Allen Iverson famously ranted about practice (and a lot of other things) when he was at the heights of his powers back in 2002: "We're talking about practice. We ain't talking about the game."
In NBA 2K17, though, practice is the name of the game, whether you're taking the role of "The President of Basketball" in MyCareer or working on new dribbling moves. It's brilliant in the way that it makes you feel like you're playing as a professional, but a little monotonous as well. But maybe that's the price you pay when you're as committed to realism as NBA 2K17.
As always, I'll be addressing two different sections of NBA 2K's audience: Those who are relatively new to the series, and those who have been following the series for a while now. We'll start with a broader overview of what you can expect from NBA 2K17 and the franchise in general.
For those who are new to the series
Above everything else, Visual Concepts takes pride in presentation. It's evident in the elaborate pregame show featuring Shaq, Ernie Johnson, and Kenny Smith, the in-game player interviews, and the way that every arena has multiple openings. It's meant to feel like a real NBA broadcast; and in many respects, it does.
Their crown jewel remains MyCareer: A story mode in which you create your own player and embark on the road to becoming an NBA superstar. MyCareer's presentation is full of brilliant little touches like postgame interviews with Ernie and company and live tweets highlighting your performance. You can even hang out with and go one-on-one with stars like DeMarcus Cousins on your MyCourt - a customizable hub where you can retreat and shoot baskets between games.
It begins by asking you to create a character and choose a position, at which point you become "The President of Basketball" - a rising star who is treated as the next LeBron James.
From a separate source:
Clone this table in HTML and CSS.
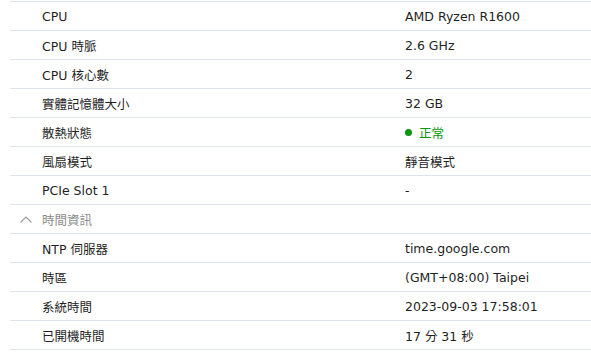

Your journey takes you through college, through a stint on Team USA, and into the pros, where you will sink or swim as you try to reach your potential. Joining you is Justice Young (Creed's Michael B. Jordan) - a low-key professional who quickly becomes your best friend on and off the court. In fact, you eventually grow so close that you develop a kind of telepathy that enables you to take direct control of Justice and perform alley-oops and other fancy moves.
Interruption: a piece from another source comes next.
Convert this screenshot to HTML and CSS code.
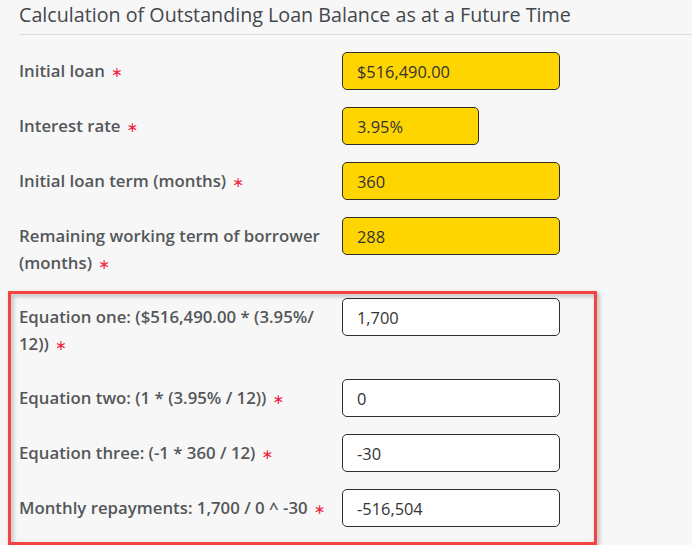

Above all, MyCareer's goal is to make you feel like an actual NBA player; and in that, it succeeds. It pulls back the curtain in a way that no other sports sim quite manages, whether you're getting hazed by your teammates or complaining about a loss in the locker room. It's an environment where familiar NBA stars aren't just computer-generated action figures - they're your equals.
That approach is evident in NBA 2K's other modes as well. In MyGM, you converse with your owner, hold press conferences, and meet directly with your players as you try and guide your favorite team to victory. It includes the ability to relocate and rebrand your team, bringing with it a huge number of cities to choose from, lending it the kind of flexibility and customization that fans love. In Blacktop, you move outdoors and play some pickup basketball with other players. On the floor, every star has their own signature moves. Verisimilitude is the name of the game in NBA 2K17, and it's at pains to couch as much as possible in the real sport.
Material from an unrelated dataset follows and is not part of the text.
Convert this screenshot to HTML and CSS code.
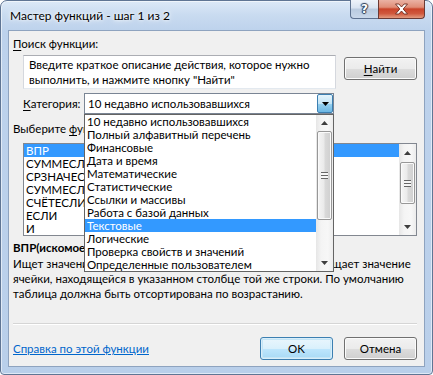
FILE: index.html
```html
<!DOCTYPE html>
<html lang="ru">
<head>
<meta charset="utf-8">
<title>Мастер функций - шаг 1 из 2</title>
<link rel="stylesheet" href="styles.css">
</head>
<body>
<div class="window">
  <div class="titlebar">
    <div class="title">Мастер функций - шаг 1 из 2</div>
    <div class="caption-btns">
      <div class="cbtn help">?</div>
      <div class="cbtn close">
        <svg width="15" height="12" viewBox="0 0 15 12"><path d="M1.5 1h3.4l2.6 3 2.6-3h3.4l-4.3 5 4.3 5h-3.4l-2.6-3-2.6 3h-3.4l4.3-5z" fill="#ffffff" stroke="#6b2a1e" stroke-width="0.9" stroke-linejoin="round"/></svg>
      </div>
    </div>
  </div>
  <div class="client">
    <div class="label"><u>П</u>оиск функции:</div>
    <div class="search-row">
      <div class="search-box">Введите краткое описание действия, которое нужно<br>выполнить, и нажмите кнопку "Найти"</div>
      <div class="btn find"><u>Н</u>айти</div>
    </div>
    <div class="cat-row">
      <div class="cat-label"><u>К</u>атегория:</div>
      <div class="combo">
        <div class="combo-text">10 недавно использовавшихся</div>
        <div class="combo-arrow">
          <svg width="7" height="4" viewBox="0 0 7 4"><path d="M0 0h7L3.5 4z" fill="#000"/></svg>
        </div>
        <div class="dropdown">
          <ul class="items">
            <li>10 недавно использовавшихся</li>
            <li>Полный алфавитный перечень</li>
            <li>Финансовые</li>
            <li>Дата и время</li>
            <li>Математические</li>
            <li>Статистические</li>
            <li>Ссылки и массивы</li>
            <li>Работа с базой данных</li>
            <li class="sel">Текстовые</li>
            <li>Логические</li>
            <li>Проверка свойств и значений</li>
            <li>Определенные пользователем</li>
          </ul>
          <div class="scrollbar dd-scroll">
            <div class="sb-btn"><svg width="7" height="4" viewBox="0 0 7 4"><path d="M0 4h7L3.5 0z" fill="#3e3e3e"/></svg></div>
            <div class="sb-track">
              <div class="thumb"><span class="grip"></span></div>
            </div>
            <div class="sb-btn"><svg width="7" height="4" viewBox="0 0 7 4"><path d="M0 0h7L3.5 4z" fill="#3e3e3e"/></svg></div>
          </div>
        </div>
      </div>
    </div>
    <div class="label choose">Выберите <u>ф</u>ункцию:</div>
    <div class="func-list">
      <ul class="items">
        <li class="sel">ВПР</li>
        <li>СУММЕСЛИМН</li>
        <li>СРЗНАЧЕСЛИ</li>
        <li>СУММЕСЛИ</li>
        <li>СЧЁТЕСЛИ</li>
        <li>ЕСЛИ</li>
        <li>И</li>
      </ul>
      <div class="scrollbar fl-scroll">
        <div class="sb-btn"><svg width="7" height="4" viewBox="0 0 7 4"><path d="M0 4h7L3.5 0z" fill="#3e3e3e"/></svg></div>
        <div class="sb-track">
          <div class="thumb"><span class="grip"></span></div>
        </div>
        <div class="sb-btn"><svg width="7" height="4" viewBox="0 0 7 4"><path d="M0 0h7L3.5 4z" fill="#3e3e3e"/></svg></div>
      </div>
    </div>
    <div class="func-sig">ВПР(искомое_значение;таблица;номер_столбца;интервальный_просмотр)</div>
    <div class="func-desc">Ищет значение в крайнем левом столбце таблицы и возвращает значение<br>ячейки, находящейся в указанном столбце той же строки. По умолчанию<br>таблица должна быть отсортирована по возрастанию.</div>
    <div class="separator"></div>
    <div class="footer">
      <a class="help-link" href="#">Справка по этой функции</a>
      <div class="btn ok">OK</div>
      <div class="btn cancel">Отмена</div>
    </div>
  </div>
</div>
</body>
</html>
```

FILE: styles.css
```css
html, body {
  margin: 0;
  padding: 0;
  background: #ffffff;
}

body {
  width: 433px;
  height: 375px;
  overflow: hidden;
  font-family: "Lato", "Liberation Sans", sans-serif;
  font-size: 12px;
  color: #000;
}

u {
  text-decoration: underline;
  text-underline-offset: 2px;
}

.window {
  box-sizing: border-box;
  width: 433px;
  height: 375px;
  border: 1px solid #5f7594;
  border-radius: 7px 7px 4px 4px;
  background: linear-gradient(180deg, #dce9f7 0px, #c9dbf0 14px, #bdd2ec 30px, #b9cfea 100%);
  padding: 0 7px 7px 7px;
  display: flex;
  flex-direction: column;
  box-shadow: inset 0 0 0 1px rgba(255, 255, 255, 0.55);
}

.titlebar {
  height: 29px;
  display: flex;
  align-items: flex-start;
}

.title {
  flex: 1;
  padding-left: 2px;
  padding-top: 6px;
  line-height: 17px;
  color: #000;
  text-shadow: 0 0 6px #ffffff, 0 0 3px #ffffff;
}

.caption-btns {
  display: flex;
  margin-top: -1px;
}

.cbtn {
  height: 19px;
  box-sizing: border-box;
  display: flex;
  align-items: center;
  justify-content: center;
}

.help {
  width: 28px;
  border: 1px solid #5d718f;
  border-top: none;
  border-right: none;
  border-radius: 0 0 0 4px;
  background: linear-gradient(180deg, #eef3fa 0%, #d8e3f1 45%, #b9cadf 50%, #c9d8ea 100%);
  color: #ffffff;
  font-family: "DejaVu Sans", sans-serif;
  font-weight: bold;
  font-size: 12px;
  text-shadow: 0 0 1px #2b3c55, 1px 0 1px #2b3c55, -1px 0 1px #2b3c55, 0 1px 1px #2b3c55, 0 -1px 1px #2b3c55;
}

.close {
  width: 47px;
  border: 1px solid #6b3a34;
  border-top: none;
  border-radius: 0 0 4px 0;
  background: linear-gradient(180deg, #eab2a4 0%, #e08d77 40%, #c9442a 50%, #d0583d 75%, #e39b7f 100%);
}

.client {
  flex: 1;
  background: #f0f0f0;
  border: 1px solid #8ea3bf;
  padding: 5px 7px 0 4px;
  display: flex;
  flex-direction: column;
  font-size: 11.5px;
}

.label {
  height: 15px;
  line-height: 15px;
}

.search-row {
  margin-top: 4px;
  display: flex;
  align-items: flex-start;
  padding-left: 10px;
}

.search-box {
  box-sizing: border-box;
  width: 313px;
  height: 34px;
  background: #ffffff;
  border: 1px solid #abadb3;
  border-color: #abadb3 #d5d8de #e3e9ef #d5d8de;
  padding: 1px 0 0 5px;
  line-height: 15px;
  white-space: nowrap;
}

.btn {
  box-sizing: border-box;
  width: 73px;
  height: 23px;
  border: 1px solid #707070;
  border-radius: 3px;
  background: linear-gradient(180deg, #f2f2f2 0%, #ebebeb 50%, #dddddd 51%, #cfcfcf 100%);
  box-shadow: inset 0 0 0 1px #fbfbfb;
  display: flex;
  align-items: center;
  justify-content: center;
  line-height: 15px;
}

.find {
  margin-left: auto;
  margin-top: 2px;
}

.cat-row {
  margin-top: 4px;
  display: flex;
  align-items: center;
  padding-left: 10px;
}

.cat-label {
  width: 61px;
  line-height: 15px;
}

.combo {
  position: relative;
  box-sizing: border-box;
  width: 250px;
  height: 21px;
  background: #ffffff;
  border: 1px solid #7a8594;
  display: flex;
  align-items: stretch;
}

.combo-text {
  flex: 1;
  padding-left: 3px;
  line-height: 19px;
}

.combo-arrow {
  box-sizing: border-box;
  width: 16px;
  border: 1px solid #3c7fb1;
  border-radius: 2px;
  background: linear-gradient(180deg, #e5f4fc 0%, #c4e5f6 50%, #98d1ef 51%, #6cb7e4 100%);
  display: flex;
  align-items: center;
  justify-content: center;
}

.dropdown {
  position: absolute;
  left: -1px;
  top: 20px;
  box-sizing: border-box;
  width: 250px;
  height: 158px;
  background: #ffffff;
  border: 1px solid #646464;
  display: flex;
  z-index: 5;
}

.items {
  list-style: none;
  margin: 0;
  padding: 0;
  flex: 1;
  overflow: hidden;
}

.items li {
  height: 13px;
  line-height: 13px;
  padding-left: 2px;
  white-space: nowrap;
  overflow: hidden;
}

.items li.sel {
  background: #3399ff;
  color: #ffffff;
}

.scrollbar {
  width: 17px;
  display: flex;
  flex-direction: column;
  background: linear-gradient(90deg, #e6e6e6 0%, #f4f4f4 30%, #f7f7f7 70%, #ececec 100%);
}

.sb-btn {
  display: flex;
  align-items: center;
  justify-content: center;
}

.sb-track {
  flex: 1;
  display: flex;
  flex-direction: column;
}

.thumb {
  box-sizing: border-box;
  margin: 0 1px;
  border: 1px solid #979797;
  border-radius: 2px;
  background: linear-gradient(90deg, #f5f5f5 0%, #eaeaea 45%, #d9d9d9 55%, #cfcfcf 100%);
  box-shadow: inset 0 0 0 1px #fafafa;
  display: flex;
  align-items: center;
  justify-content: center;
}

.grip {
  width: 7px;
  height: 7px;
  background: repeating-linear-gradient(180deg, #666666 0px, #666666 1px, #f6f6f6 1px, #f6f6f6 3px);
}

.dd-scroll .sb-btn {
  height: 16px;
}

.dd-scroll .thumb {
  height: 89px;
}

.fl-scroll .sb-btn {
  height: 17px;
}

.fl-scroll .thumb {
  height: 42px;
  margin-top: 1px;
}

.choose {
  margin-top: 7px;
}

.func-list {
  margin-top: 7px;
  margin-left: 10px;
  box-sizing: border-box;
  height: 93px;
  background: #ffffff;
  border: 1px solid #828790;
  display: flex;
}

.func-sig {
  margin-top: 4px;
  width: 300px;
  height: 15px;
  line-height: 15px;
  font-weight: bold;
  white-space: nowrap;
  overflow: hidden;
}

.func-desc {
  margin-top: 1px;
  line-height: 15px;
  white-space: nowrap;
}

.separator {
  margin-top: 22px;
  height: 0;
  border-top: 1px solid #d5d5d5;
  border-bottom: 1px solid #ffffff;
}

.footer {
  margin-top: 12px;
  display: flex;
  align-items: center;
  height: 23px;
}

.help-link {
  color: #0066cc;
  text-decoration: underline;
  line-height: 15px;
  margin-right: auto;
}

.ok {
  border-color: #3c7fb1;
  background: linear-gradient(180deg, #eaf6fd 0%, #d9f0fc 50%, #bee6fd 51%, #a7d9f5 100%);
  box-shadow: inset 0 0 0 1px #d8eefa, inset 0 0 0 2px #c4e5f6;
}

.cancel {
  margin-left: 11px;
}
```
Of course, none of this would matter if NBA 2K wasn't strong on the court. Thankfully, though, NBA 2K does a terrific job of incorporating realistic basketball strategies and player skills into their gameplay. Every famous player has their own unique skillset; and if you're a fan, half the fun is mastering their signature moves and dominating. It also gives you a sense of a team's real-life strengths. As a Timberwolves fan, I was simply blown away by the speed, length, and power of Karl-Anthony Towns. Whenever a rebound was in the air, his arm was guaranteed to extend out like Inspector Gadget and snag it. It made me feel good about our future, to say the least.
Cool as it can be, though, NBA 2K17's commitment to realism has its drawbacks. One such drawback is its barrier to entry: NBA 2K17 is probably the toughest sports game to pickup, which is accentuated by its move toward removing canned animations. It is very much geared toward existing basketball fans, and it has very little way of useful tutorials. The best it has to offer is 2KU: A simple lesson in the basic controls and concepts and little else.
Another drawback is MyCareer's determination to make you practice. Granted, being an athlete in real-life is an often monotonous process; but NBA 2K is a videogame, and practice quickly gets to be a drag. When it comes down to it, it's more fun to play the actual games, and it seems counter-productive to force players into a less interesting aspect of the game just so that they can grow their player.
On that note, NBA 2K is still the only sports game to feature microtransactions outside of Ultimate Team, which has its own benefits and drawbacks. NBA 2K's in-game currency affects MyCareer and MyGM progression; and in the case of the former, feels paced in a way that turns progression into a bit of a grindfest. It also means that you have to connect to a server, which makes the flow of the interface feel clunkier than it should.
Looking across the total package, though, it's hard not to be impressed by NBA 2K's polish, presentation, and thoughtful design. It is well ahead of its competition in a lot of respects, and has been for a while now. If you're looking for a sports game that will keep you busy throughout the year, then there's absolutely nothing better.